• WHAT THE TASK ASKS
Extract word for word the lines of the listing from its start to the line holding "import React from 'react';", both ends kept; pictures are not part of the copy.

• PROVIDED DATA
----------------------------------------

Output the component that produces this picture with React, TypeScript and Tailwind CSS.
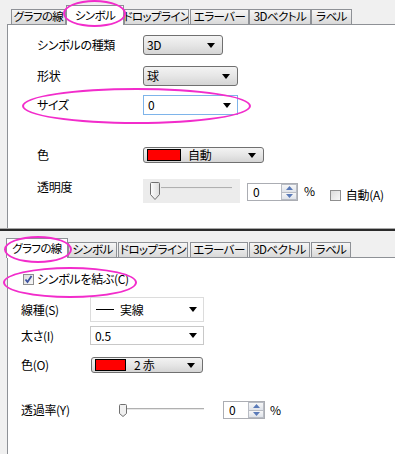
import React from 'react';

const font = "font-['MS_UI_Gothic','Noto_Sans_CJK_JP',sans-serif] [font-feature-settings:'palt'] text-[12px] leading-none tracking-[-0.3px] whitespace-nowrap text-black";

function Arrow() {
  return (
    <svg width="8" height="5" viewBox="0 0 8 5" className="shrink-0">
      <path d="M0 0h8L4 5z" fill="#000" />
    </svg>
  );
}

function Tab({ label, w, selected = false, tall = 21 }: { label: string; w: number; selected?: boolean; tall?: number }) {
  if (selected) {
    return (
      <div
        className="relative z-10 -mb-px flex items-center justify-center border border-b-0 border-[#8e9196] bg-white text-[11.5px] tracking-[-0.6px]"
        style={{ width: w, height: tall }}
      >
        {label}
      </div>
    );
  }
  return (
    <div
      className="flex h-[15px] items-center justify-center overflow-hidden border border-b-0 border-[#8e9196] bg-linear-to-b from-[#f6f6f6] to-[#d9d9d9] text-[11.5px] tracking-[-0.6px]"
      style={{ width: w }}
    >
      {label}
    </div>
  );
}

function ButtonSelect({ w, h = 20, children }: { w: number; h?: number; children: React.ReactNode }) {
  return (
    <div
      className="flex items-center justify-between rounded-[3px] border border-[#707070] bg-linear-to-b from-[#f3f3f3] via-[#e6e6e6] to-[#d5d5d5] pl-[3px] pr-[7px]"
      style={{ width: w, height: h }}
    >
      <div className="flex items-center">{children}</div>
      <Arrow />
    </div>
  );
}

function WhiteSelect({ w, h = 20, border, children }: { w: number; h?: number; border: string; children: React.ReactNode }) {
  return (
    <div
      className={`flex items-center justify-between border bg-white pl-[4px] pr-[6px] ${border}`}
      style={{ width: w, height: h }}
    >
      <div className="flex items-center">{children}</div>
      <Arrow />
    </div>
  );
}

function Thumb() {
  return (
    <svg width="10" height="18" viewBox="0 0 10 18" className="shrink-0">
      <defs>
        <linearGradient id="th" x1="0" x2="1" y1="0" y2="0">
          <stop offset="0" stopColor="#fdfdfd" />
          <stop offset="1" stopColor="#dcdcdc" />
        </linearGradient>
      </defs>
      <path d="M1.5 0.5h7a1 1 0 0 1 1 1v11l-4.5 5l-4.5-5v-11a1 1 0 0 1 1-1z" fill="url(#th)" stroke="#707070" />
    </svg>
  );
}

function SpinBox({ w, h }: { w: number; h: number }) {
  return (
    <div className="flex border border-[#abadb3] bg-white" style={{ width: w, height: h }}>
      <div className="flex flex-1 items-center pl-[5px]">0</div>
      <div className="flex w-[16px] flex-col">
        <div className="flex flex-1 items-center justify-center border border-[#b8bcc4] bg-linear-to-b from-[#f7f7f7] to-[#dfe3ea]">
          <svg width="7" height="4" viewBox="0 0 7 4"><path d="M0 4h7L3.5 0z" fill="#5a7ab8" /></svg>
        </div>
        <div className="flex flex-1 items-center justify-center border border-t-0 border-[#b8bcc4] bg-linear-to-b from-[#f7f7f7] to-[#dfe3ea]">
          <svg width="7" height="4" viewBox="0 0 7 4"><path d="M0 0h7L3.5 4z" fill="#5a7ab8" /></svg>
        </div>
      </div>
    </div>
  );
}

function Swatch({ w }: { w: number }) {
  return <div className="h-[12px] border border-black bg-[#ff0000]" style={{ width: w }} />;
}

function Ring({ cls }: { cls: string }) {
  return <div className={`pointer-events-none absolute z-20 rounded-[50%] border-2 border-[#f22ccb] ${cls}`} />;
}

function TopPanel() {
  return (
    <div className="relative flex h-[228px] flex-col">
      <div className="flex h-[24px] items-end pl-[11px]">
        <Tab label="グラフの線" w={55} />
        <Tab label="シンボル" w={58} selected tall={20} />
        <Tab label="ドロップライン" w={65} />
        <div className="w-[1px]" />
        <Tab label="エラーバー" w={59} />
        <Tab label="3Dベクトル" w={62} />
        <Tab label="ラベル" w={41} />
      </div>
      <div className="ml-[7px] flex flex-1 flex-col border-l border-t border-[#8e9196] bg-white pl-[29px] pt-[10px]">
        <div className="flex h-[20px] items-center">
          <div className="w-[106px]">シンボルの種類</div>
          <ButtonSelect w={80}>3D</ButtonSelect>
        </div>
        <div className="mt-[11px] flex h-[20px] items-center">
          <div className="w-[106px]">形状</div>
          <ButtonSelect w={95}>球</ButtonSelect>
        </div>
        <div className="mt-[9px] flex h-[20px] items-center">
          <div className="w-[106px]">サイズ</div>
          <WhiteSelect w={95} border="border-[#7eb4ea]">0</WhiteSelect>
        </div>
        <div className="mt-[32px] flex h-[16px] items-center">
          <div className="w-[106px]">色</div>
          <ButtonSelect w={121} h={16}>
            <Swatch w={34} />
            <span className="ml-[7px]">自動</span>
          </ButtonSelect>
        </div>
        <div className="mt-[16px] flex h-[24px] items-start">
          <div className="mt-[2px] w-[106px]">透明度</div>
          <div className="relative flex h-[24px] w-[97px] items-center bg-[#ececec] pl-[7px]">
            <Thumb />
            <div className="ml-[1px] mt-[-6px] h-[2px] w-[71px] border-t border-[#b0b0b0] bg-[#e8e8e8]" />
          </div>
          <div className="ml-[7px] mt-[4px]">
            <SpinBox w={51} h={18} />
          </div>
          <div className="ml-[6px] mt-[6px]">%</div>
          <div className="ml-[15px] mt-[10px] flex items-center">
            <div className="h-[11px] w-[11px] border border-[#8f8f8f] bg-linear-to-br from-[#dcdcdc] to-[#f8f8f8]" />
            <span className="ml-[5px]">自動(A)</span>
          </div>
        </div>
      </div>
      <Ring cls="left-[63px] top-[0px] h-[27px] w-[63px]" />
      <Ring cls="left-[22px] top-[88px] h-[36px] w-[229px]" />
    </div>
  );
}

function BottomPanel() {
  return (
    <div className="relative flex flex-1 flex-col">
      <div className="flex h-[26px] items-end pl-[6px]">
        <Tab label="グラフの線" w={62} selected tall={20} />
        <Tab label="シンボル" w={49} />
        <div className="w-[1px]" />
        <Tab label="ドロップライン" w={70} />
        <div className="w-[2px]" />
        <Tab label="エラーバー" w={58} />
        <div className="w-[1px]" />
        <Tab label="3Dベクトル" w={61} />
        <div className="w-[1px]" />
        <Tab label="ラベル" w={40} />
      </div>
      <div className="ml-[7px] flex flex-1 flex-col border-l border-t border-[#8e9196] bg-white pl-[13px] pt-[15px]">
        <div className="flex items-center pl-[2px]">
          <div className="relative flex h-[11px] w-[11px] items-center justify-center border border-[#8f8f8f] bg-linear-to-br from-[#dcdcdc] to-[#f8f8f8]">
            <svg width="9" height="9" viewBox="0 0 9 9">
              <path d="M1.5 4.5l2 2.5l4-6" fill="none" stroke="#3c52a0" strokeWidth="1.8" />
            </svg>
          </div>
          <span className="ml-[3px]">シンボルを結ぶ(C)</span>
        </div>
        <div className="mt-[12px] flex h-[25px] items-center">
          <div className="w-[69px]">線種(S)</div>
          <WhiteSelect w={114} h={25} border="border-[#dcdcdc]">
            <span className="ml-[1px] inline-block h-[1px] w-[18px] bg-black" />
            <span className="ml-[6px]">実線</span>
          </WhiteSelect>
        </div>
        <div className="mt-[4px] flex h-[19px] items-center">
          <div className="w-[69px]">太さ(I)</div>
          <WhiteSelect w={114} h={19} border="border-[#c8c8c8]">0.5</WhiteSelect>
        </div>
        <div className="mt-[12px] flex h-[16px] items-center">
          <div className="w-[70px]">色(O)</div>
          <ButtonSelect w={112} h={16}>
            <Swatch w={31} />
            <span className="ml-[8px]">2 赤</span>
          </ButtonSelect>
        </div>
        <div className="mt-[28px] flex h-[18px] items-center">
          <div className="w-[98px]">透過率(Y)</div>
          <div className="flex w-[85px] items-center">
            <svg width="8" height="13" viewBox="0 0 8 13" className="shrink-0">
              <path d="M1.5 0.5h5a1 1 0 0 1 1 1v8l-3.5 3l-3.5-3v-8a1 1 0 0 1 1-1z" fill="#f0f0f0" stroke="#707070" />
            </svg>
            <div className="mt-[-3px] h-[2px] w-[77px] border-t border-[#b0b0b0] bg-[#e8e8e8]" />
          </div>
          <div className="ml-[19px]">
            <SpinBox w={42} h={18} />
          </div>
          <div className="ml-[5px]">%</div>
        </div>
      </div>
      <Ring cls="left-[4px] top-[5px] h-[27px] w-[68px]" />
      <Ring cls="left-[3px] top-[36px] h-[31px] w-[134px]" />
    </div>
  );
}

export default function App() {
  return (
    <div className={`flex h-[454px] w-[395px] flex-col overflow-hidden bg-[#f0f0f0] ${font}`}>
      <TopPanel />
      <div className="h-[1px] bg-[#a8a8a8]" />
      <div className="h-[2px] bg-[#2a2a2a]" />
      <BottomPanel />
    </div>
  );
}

----------------------------------------

• EXERCISE RESULT
Output the component that produces this picture with React, TypeScript and Tailwind CSS.
import React from 'react';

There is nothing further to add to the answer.